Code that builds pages
## Start
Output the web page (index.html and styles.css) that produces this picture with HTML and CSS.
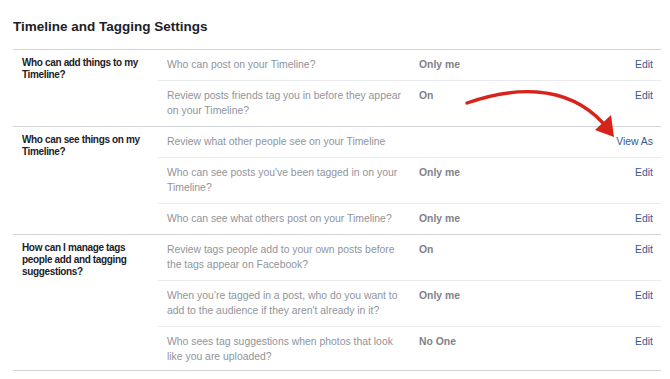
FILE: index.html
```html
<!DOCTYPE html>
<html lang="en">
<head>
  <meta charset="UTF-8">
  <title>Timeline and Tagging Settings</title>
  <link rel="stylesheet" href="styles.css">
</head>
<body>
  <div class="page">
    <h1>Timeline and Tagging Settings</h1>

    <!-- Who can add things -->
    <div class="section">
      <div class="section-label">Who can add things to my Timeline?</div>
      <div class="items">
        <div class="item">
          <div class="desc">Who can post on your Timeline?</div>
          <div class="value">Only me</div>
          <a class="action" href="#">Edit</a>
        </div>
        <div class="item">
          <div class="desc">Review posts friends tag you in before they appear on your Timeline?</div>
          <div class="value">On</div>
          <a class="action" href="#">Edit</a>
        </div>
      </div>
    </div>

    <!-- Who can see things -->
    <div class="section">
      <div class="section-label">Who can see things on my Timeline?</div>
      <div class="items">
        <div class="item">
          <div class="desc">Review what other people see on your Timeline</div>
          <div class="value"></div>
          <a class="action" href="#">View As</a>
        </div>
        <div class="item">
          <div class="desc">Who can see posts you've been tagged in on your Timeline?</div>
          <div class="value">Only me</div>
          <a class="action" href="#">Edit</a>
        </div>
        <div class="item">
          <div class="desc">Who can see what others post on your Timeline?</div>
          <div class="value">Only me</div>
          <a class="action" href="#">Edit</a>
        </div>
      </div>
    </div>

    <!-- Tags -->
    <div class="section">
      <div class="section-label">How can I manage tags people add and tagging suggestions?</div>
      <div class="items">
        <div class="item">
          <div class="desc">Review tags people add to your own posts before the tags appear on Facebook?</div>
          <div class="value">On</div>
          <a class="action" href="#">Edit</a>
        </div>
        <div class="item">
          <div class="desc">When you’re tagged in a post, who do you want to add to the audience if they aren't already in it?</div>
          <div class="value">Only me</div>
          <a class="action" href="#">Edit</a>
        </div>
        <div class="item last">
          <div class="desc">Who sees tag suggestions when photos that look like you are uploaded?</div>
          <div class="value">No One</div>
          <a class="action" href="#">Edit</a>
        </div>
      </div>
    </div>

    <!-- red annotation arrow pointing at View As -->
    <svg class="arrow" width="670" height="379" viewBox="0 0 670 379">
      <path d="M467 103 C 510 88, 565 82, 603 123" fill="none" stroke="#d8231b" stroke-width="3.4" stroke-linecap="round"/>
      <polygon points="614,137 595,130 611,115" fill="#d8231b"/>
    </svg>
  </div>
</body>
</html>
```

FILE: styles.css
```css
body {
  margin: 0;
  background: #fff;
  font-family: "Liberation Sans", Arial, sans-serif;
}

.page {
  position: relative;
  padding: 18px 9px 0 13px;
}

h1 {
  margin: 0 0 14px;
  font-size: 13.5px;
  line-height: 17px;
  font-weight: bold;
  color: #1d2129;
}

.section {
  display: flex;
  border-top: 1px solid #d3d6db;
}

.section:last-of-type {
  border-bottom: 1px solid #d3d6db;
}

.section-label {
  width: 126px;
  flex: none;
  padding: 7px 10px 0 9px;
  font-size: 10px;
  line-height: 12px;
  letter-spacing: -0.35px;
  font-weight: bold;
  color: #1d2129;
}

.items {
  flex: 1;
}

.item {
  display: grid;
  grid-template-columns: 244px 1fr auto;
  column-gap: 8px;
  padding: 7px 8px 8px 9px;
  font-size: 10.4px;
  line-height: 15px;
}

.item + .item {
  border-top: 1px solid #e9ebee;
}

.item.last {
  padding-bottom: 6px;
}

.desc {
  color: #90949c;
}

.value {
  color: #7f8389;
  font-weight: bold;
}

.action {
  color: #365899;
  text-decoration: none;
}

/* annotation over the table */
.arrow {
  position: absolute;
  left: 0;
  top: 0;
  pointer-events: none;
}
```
## End
## Start
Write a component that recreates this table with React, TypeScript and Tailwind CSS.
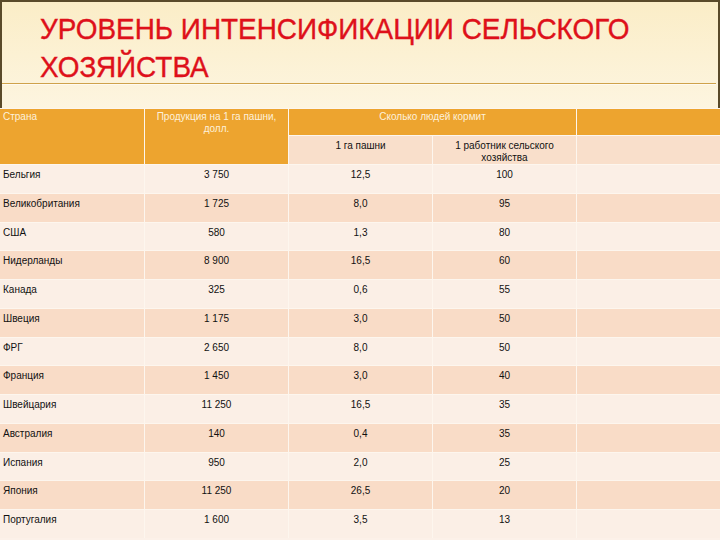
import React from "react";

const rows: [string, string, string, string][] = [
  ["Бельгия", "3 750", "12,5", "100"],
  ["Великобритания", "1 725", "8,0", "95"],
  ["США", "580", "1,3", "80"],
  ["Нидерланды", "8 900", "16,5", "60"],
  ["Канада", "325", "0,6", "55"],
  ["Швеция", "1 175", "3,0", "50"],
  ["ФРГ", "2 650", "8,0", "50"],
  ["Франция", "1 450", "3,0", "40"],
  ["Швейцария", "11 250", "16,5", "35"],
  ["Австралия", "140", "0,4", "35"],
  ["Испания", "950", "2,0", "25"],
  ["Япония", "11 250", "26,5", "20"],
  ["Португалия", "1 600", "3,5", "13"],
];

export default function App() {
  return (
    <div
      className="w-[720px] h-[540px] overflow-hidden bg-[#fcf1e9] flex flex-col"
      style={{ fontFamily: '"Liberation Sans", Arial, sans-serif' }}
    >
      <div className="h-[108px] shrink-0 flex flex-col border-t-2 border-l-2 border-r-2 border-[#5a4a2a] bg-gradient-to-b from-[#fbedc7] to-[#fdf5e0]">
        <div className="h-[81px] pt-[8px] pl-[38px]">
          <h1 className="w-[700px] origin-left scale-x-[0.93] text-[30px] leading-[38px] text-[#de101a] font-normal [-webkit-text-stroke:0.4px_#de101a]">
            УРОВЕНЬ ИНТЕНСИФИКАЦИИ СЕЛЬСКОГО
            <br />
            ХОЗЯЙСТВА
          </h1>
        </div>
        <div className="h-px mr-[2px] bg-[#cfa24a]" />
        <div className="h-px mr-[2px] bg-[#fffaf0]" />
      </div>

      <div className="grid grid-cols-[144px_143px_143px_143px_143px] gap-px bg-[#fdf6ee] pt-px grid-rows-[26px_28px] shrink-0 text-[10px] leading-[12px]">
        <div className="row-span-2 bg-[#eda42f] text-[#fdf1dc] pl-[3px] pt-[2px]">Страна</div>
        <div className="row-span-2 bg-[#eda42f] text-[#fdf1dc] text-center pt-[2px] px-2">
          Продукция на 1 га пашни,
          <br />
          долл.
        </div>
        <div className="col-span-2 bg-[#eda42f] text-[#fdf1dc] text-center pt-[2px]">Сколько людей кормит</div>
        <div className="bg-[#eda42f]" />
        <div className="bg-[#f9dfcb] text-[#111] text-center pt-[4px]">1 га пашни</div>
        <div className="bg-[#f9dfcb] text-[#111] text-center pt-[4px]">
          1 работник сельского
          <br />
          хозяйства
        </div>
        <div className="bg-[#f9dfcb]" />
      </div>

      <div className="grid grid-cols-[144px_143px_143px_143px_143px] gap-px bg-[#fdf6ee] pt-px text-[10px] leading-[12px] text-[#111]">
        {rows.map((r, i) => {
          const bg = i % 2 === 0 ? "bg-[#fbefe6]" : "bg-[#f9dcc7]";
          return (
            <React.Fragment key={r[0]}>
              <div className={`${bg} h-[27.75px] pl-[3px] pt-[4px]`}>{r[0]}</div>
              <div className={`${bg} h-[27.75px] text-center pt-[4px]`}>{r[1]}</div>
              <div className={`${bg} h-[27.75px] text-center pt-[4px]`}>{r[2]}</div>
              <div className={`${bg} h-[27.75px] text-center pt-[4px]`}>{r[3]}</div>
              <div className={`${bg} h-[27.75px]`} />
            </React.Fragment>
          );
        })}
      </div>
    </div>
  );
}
## End
## Start
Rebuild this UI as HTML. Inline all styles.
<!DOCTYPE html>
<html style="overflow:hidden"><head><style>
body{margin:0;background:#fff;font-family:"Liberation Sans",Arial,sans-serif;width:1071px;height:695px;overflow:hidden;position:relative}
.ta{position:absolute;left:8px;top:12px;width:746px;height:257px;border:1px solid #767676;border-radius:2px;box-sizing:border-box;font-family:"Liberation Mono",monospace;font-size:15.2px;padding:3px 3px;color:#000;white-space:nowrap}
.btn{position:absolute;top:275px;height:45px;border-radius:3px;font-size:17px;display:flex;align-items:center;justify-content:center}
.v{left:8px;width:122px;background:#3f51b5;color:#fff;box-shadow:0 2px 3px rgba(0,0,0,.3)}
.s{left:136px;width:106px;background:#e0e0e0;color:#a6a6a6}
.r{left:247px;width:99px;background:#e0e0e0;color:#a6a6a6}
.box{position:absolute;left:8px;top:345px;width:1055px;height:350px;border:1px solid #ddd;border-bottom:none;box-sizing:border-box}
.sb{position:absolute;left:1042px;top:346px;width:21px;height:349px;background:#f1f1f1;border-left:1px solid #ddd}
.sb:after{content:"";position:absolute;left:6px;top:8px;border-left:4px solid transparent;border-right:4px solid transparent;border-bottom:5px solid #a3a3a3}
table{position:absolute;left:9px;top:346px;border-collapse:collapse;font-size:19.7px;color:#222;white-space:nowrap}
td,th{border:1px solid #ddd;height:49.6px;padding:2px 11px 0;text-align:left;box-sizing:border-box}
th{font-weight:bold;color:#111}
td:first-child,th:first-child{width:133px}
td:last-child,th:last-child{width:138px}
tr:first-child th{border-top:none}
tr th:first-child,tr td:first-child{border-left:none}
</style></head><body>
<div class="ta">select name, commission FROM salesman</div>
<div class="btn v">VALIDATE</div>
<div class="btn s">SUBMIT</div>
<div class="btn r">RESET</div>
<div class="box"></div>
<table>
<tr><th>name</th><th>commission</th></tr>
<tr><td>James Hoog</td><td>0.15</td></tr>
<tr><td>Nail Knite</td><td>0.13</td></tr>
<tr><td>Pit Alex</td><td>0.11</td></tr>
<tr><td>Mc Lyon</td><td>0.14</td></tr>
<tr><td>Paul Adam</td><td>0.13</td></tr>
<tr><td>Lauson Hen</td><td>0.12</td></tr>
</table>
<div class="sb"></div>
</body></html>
## End
> [WHAT YOU SHOULD DO] For the entries above, state how many lines contain the word "React". Provide the number by itself.

> [TASK SOLUTION] 4